Does evidence showing a niece provided long-term nursing and lodging to her aunt in her commercial boarding house, and received small, irregular payments for board, suffice to overcome the presumption of gratuity and require the question of an express contract be submitted to a jury?


Opinions:

Majority - Commissioner Stanley

Yes. The evidence presented was sufficient to take the case to the jury to determine if a contract existed. The legal presumption that services between relatives are gratuitous can be overcome by proving an express contract. However, this does not require a formal, 'categorical promise.' A 'contract implied in fact,' where mutual assent is inferred from the conduct of the parties and the surrounding circumstances, is sufficient. Here, the facts that Mrs. Kellum ran a commercial boarding house, the demanding and menial nature of the services rendered over a long period, the distant kinship, and the partial payments made by Mrs.

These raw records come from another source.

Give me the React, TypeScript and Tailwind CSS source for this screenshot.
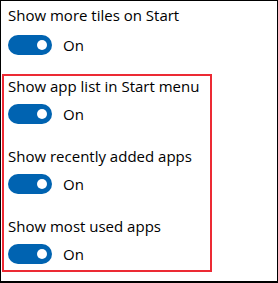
function Toggle() {
  return (
    <div className="flex items-center h-5">
      <div className="w-11 h-5 rounded-full bg-[#0063b1] flex items-center justify-end pr-[5px]">
        <div className="w-[10px] h-[10px] rounded-full bg-white" />
      </div>
      <span className="ml-[11px] text-[15px] text-black">On</span>
    </div>
  );
}

function Setting({ label, first }: { label: string; first?: boolean }) {
  return (
    <div>
      <div className="h-5 leading-5 text-[15px] text-black whitespace-nowrap">{label}</div>
      <div className={first ? "mt-[10px]" : "mt-2"}>
        <Toggle />
      </div>
    </div>
  );
}

export default function App() {
  return (
    <div
      className="w-[278px] h-[283px] bg-white border border-black border-b-2 overflow-hidden"
      style={{ fontFamily: '"Open Sans", "Noto Sans", sans-serif' }}
    >
      <div className="pl-[7px] pt-[4px]">
        <Setting label="Show more tiles on Start" first />
      </div>

      {/* highlighted group */}
      <div className="ml-[1px] mt-[19px] w-[210px] border-2 border-[#ec2a34] pl-[4px] pb-[6px] flex flex-col gap-[22px]">
        <Setting label="Show app list in Start menu" />
        <Setting label="Show recently added apps" />
        <Setting label="Show most used apps" />
      </div>
    </div>
  );
}
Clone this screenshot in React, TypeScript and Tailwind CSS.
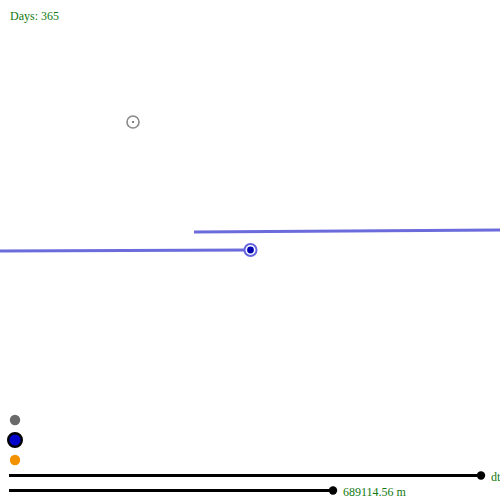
import React from "react";

export default function App() {
  return (
    <div className="relative w-[500px] h-[500px] bg-white overflow-hidden" style={{ fontFamily: '"Liberation Serif", "DejaVu Serif", serif' }}>
      <svg className="absolute left-0 top-0" width="500" height="500" viewBox="0 0 500 500">
        {/* gray point */}
        <circle cx="133" cy="122" r="6" fill="none" stroke="#8a8a8a" strokeWidth="1.6" />
        <circle cx="133" cy="122" r="1" fill="#555" />
        {/* lines */}
        <line x1="194" y1="232" x2="500" y2="230" stroke="#6b6bdc" strokeWidth="3" />
        <line x1="0" y1="251" x2="250" y2="250" stroke="#6b6bdc" strokeWidth="3" />
        <circle cx="250.5" cy="250" r="6" fill="white" stroke="#6464e0" strokeWidth="2" />
        <circle cx="250.5" cy="250" r="3.4" fill="#0000b0" />
        {/* legend points */}
        <circle cx="15" cy="420" r="5.2" fill="#6a6a6a" />
        <circle cx="15" cy="440" r="6.8" fill="#0000c8" stroke="#000" strokeWidth="2.4" />
        <circle cx="15" cy="460" r="5.2" fill="#f39200" />
        {/* sliders */}
        <line x1="9" y1="475.5" x2="481" y2="475.5" stroke="#000" strokeWidth="3" />
        <circle cx="481" cy="475.5" r="4.2" fill="#000" />
        <line x1="9" y1="490.5" x2="333" y2="490.5" stroke="#000" strokeWidth="3" />
        <circle cx="333" cy="490.5" r="4.2" fill="#000" />
      </svg>
      <div className="absolute left-[10px] top-[10px] text-[12px] leading-none text-[#107a10]">Days: 365</div>
      <div className="absolute left-[491px] top-[471px] text-[12px] leading-none text-[#107a10]">dt</div>
      <div className="absolute left-[343px] top-[486px] text-[12px] leading-none text-[#107a10]">689114.56 m</div>
    </div>
  );
}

Browning, all combine to create a question of fact for the jury as to whether both parties intended for the services to be compensated. The trial court therefore erred in directing a verdict for the estate.



Analysis:

This case clarifies the evidentiary standard needed to overcome the presumption of gratuity in family caregiving scenarios. By distinguishing between contracts 'implied in fact' (true contracts inferred from conduct) and contracts 'implied in law' (quasi-contracts created by courts to prevent unjust enrichment), the court provides a clearer framework for future claims. It establishes that a formal, verbal agreement is not the only way to prove a compensable arrangement between relatives; a mutual understanding demonstrated through actions and context can suffice. This decision recognizes that commercial or business-like realities can exist within family relationships, allowing such claims to reach a jury rather than being dismissed as a matter of law.